A lawsuit filed by the state’s largest teachers union against
more than 30 public school academies was dismissed by an Ingham County Circuit
Court judge. If successful, the Michigan Education Association’s suit could have displaced more than 10,000 students who attend public school academies
authorized by Bay Mills Community College.
"The MEA has long opposed charter schools, and made no bones
about the fact that they wanted to close down all BMCC-authorized schools," Bay
Mills Community College President Michael Parish said after the ruling. "Perhaps
this time the MEA will finally comprehend what thousands of Michigan families
have known all along – that charter schools provide valuable educational
alternatives, and that educational choice is here to stay."

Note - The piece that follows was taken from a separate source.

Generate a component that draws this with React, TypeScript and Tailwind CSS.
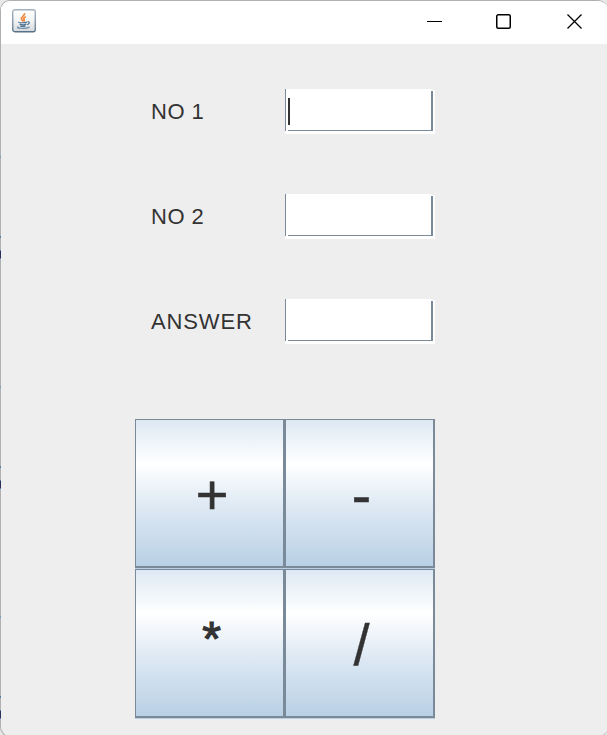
import React from "react";

function JavaIcon() {
  return (
    <svg width="24" height="24" viewBox="0 0 24 24" fill="none">
      <defs>
        <linearGradient id="tile" x1="0" y1="0" x2="0" y2="1">
          <stop offset="0" stopColor="#ffffff" />
          <stop offset="0.45" stopColor="#f4f5f6" />
          <stop offset="1" stopColor="#d5dade" />
        </linearGradient>
        <linearGradient id="rim" x1="0" y1="0" x2="0" y2="1">
          <stop offset="0" stopColor="#a3b2c0" />
          <stop offset="1" stopColor="#587187" />
        </linearGradient>
      </defs>
      <rect x="0.75" y="0.75" width="22.5" height="22" rx="2" fill="url(#tile)" stroke="url(#rim)" strokeWidth="1.3" />
      <path d="M12.600 4.200c.8 2.200-4 3.500-3.100 5.800.4.900 1.200 1.300 1.400 2.400M13.800 7.600c-2.400 1.200-2.600 2-1.600 3 .4.600 0 1.200-.6 1.700" stroke="#ed8133" strokeWidth="1.6" />
      <path d="M7 13c-1.800.8 5.700 1.100 7.900.1M7.700 15.100c1.600.7 4.800.7 6.600 0M8.200 16.900c1.500.6 3.900.6 5.300 0M15.500 12.900c2.600-.6 2.200 2-.3 2.900" stroke="#4f7391" strokeWidth="1.2" />
      <path d="M6.500 17.700c-4.200 1.300 6.200 2.700 11 .4" stroke="#6c8ba5" strokeWidth="1.2" />
    </svg>
  );
}

function TitleBar() {
  return (
    <header className="flex h-[43px] items-start justify-between bg-white pl-[11px] pr-[25px]">
      <div className="mt-[8px]">
        <JavaIcon />
      </div>
      <div className="mt-[12px] flex">
        <svg width="16" height="16" viewBox="0 0 16 16">
          <path d="M1 8.500h15" stroke="#000" />
        </svg>
        <svg width="16" height="16" viewBox="0 0 16 16" className="ml-[54px]">
          <rect x="0.75" y="1.750" width="13.500" height="13.500" rx="1.500" fill="none" stroke="#000" strokeWidth="1.500" />
        </svg>
        <svg width="16" height="16" viewBox="0 0 16 16" className="ml-[55px]">
          <path d="M.5 1.500l14 14M14.500 1.500l-14 14" stroke="#000" strokeWidth="1.300" />
        </svg>
      </div>
    </header>
  );
}

function Field({ label, tracking, focused = false }: { label: string; tracking: string; focused?: boolean }) {
  return (
    <div className="flex h-[45px] items-center">
      <label className={`w-[134px] whitespace-pre text-[22px] leading-[45px] text-[#333333] ${tracking}`}>{label}</label>
      <div className="relative h-[45px] w-[150px] bg-white">
        <span className="absolute left-0 top-0 h-[42px] w-px bg-[#7a8a99]" />
        <span className="absolute bottom-[3px] left-[3px] right-[2px] h-px bg-[#7a8a99]" />
        <span className="absolute right-[2px] top-[2px] h-10 w-[2px] bg-[#7a8a99]" />
        <span className="absolute right-0 top-0 h-px w-[3px] bg-[#eeeeee]" />
        {focused && <span className="absolute left-[3px] top-[9px] h-[27px] w-[2px] bg-[#333333]" />}
      </div>
    </div>
  );
}

function OpButton({ children, glyph }: { children: React.ReactNode; glyph: string }) {
  return (
    <div className="h-[150px] w-[150px] bg-[#b8cfe5] pb-px">
      <button className="flex h-[149px] w-[150px] items-center justify-center border-b-2 border-l border-r-2 border-t border-[#7a8a99] bg-[linear-gradient(to_bottom,#dde8f3_0%,#ffffff_30%,#dde8f3_60%,#b8cfe5_100%)] bg-origin-border leading-none text-[#333333]">
        <span className={`block ${glyph}`}>{children}</span>
      </button>
    </div>
  );
}

function EdgeMarks() {
  const marks = [156, 386, 616];
  return (
    <>
      {marks.map((y) => (
        <React.Fragment key={y}>
          <span className="absolute left-0 h-[2px] w-px bg-[#7aa0b4]" style={{ top: y }} />
          <span className="absolute left-0 h-[2px] w-px bg-[#5580ab]" style={{ top: y + 80 }} />
          <span className="absolute left-0 h-[9px] w-px border-y border-[#5580ab] bg-[#302c5c]" style={{ top: y + 94 }} />
          <span className="absolute left-0 h-[7px] w-px bg-[#302c5c]" style={{ top: y + 95 }} />
        </React.Fragment>
      ))}
    </>
  );
}

export default function App() {
  return (
    <div className="relative h-[735px] w-[607px] overflow-hidden bg-[#e9e9e9] font-['Liberation_Sans',Arial,sans-serif]">
      <div className="h-[737px] w-[608px] overflow-hidden rounded-[10px] border border-r-0 border-[#b0b0b0] bg-[#eeeeee]">
        <TitleBar />
        <main className="pt-[45px]">
          <section className="flex flex-col gap-[60px] pl-[150px]">
            <Field label="NO 1" tracking="tracking-[0.5px]" focused />
            <Field label="NO 2" tracking="tracking-[0.5px]" />
            <Field label="ANSWER" tracking="tracking-[0.85px]" />
          </section>
          <section className="ml-[134px] mt-[75px] grid w-[300px] grid-cols-2">
            <OpButton glyph="mt-[3px] pl-[5px] text-[56px] [-webkit-text-stroke:0.6px_#333333]">+</OpButton>
            <OpButton glyph="mt-[3px] pl-[4px] text-[58px] [-webkit-text-stroke:0.6px_#333333]">-</OpButton>
            <OpButton glyph="-mt-[8px] pl-[4px] text-[48px] [-webkit-text-stroke:1.2px_#333333]">*</OpButton>
            <OpButton glyph="mt-[3px] pl-[4px] text-[58px] [-webkit-text-stroke:0.3px_#333333]">/</OpButton>
          </section>
        </main>
      </div>
      <EdgeMarks />
    </div>
  );
}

Judge Joyce Draganchuk dismissed one count of the lawsuit and
said the union lacked standing to bring three other counts. The suit named the
state superintendent of public instruction, the state Board of Education, the
state treasurer and the Department of Treasury as defendants. Bay Mills
Community College has been criticized by some since 2001, when the college,
located on the Bay Mills Indian Reservation in the Upper Peninsula’s Brimley,
began authorizing charter schools in Bay City and Pontiac. Community colleges
are allowed to authorize schools only within their immediate vicinity. Like most
charter schools, those authorized by Bay Mills are not unionized.
Complaints arose that Bay Mills’ actions were circumventing
the state’s 150-school cap on university-authorized charters and whether or not,
as a community college, Bay Mills was limited to the boundaries of its
geographic district for the purposes of authorizing charter schools.
Then-Attorney General Jennifer Granholm, in an opinion requested by state
legislators, ruled that as a federal tribally controlled community college, Bay
Mills was limited to its geographic boundaries. The boundaries in question,
however, are found in Article XI of the "Charter of the Bay Mills Community
College," which states "the district of the Bay Mills Community College shall
consist of the whole state of Michigan."
The MEA’s suit said Bay Mills should be limited to
authorizing charter schools only within its tribal boundaries, and that the
college had illegally delegated the oversight of its schools to a private
company. Assistant Attorney General Robert Dietzel told the court that the MEA
failed to show Bay Mills charter schools had caused the union any harm. Dietzel
said if the Bay Mills schools closed tomorrow, that did not mean all 10,000 plus
students, and hence the per-pupil state aid money for them, would revert back to
conventional public schools.
"There are lots of different options these students could
take," he told Draganchuk. "They could go to a private school, they could go to
another charter school, or they could be home schooled."
Although the judge granted summary disposition to Bay Mills
on three of the counts, she did say the MEA had standing on one count, that
being that the board of governors at the community college is not a public body
because it is not elected. That, the MEA argued, means the charter schools
authorized by BMCC are not public and should not receive public dollars.
Representing the state, Dietzel pointed out that the legislature, in passing the
charter school law, made sure to include provisions that recognize tribal
community colleges. The public schools authorized by Bay Mills also remain
subject to the state Board of Education, a publicly elected body, and they
therefore qualify for state funding.
The MEA has filed a notice to appeal the case.
Parental choice advocates statewide expressed satisfaction
with the judge’s ruling, calling it a major victory for schools, students and
families.
"This ruling not only supports Bay Mills and 10,600 students
in its 32 schools, it upholds the fundamental freedom of all families and
communities to have high-quality public school options," Dan Quisenberry,
president of the Michigan Association of Public School Academies, said after the
court’s ruling. "The MEA has wasted thousands of dollars, including direct
taxpayer dollars, to harass charter schools with a frivolous case it knew it
would never win."
Richard Landau, an attorney representing a group that
includes Bay Mills, called the suit "naked, political self interest." Landau
also said "the MEA’s position is that this public money is their money, it’s
money their members are somehow entitled to."
Draganchuk’s ruling marks the second major court defeat the
school employee union has suffered this year. Last August, the Michigan Court of
Appeals rejected the MEA’s attempt to unionize teachers at Brother Rice High
School, an all-boys Catholic school in metro Detroit. After teachers expressed
an interest in union representation, the MEA brought an action before the
Michigan Employment Relations Commission, which scheduled a vote at the school
for August 2004. The school’s board of directors appealed and the vote was
postponed. The appeals court eventually decided MERC has no jurisdiction over
lay teachers in parochial schools, a decision the MEA chose not to appeal.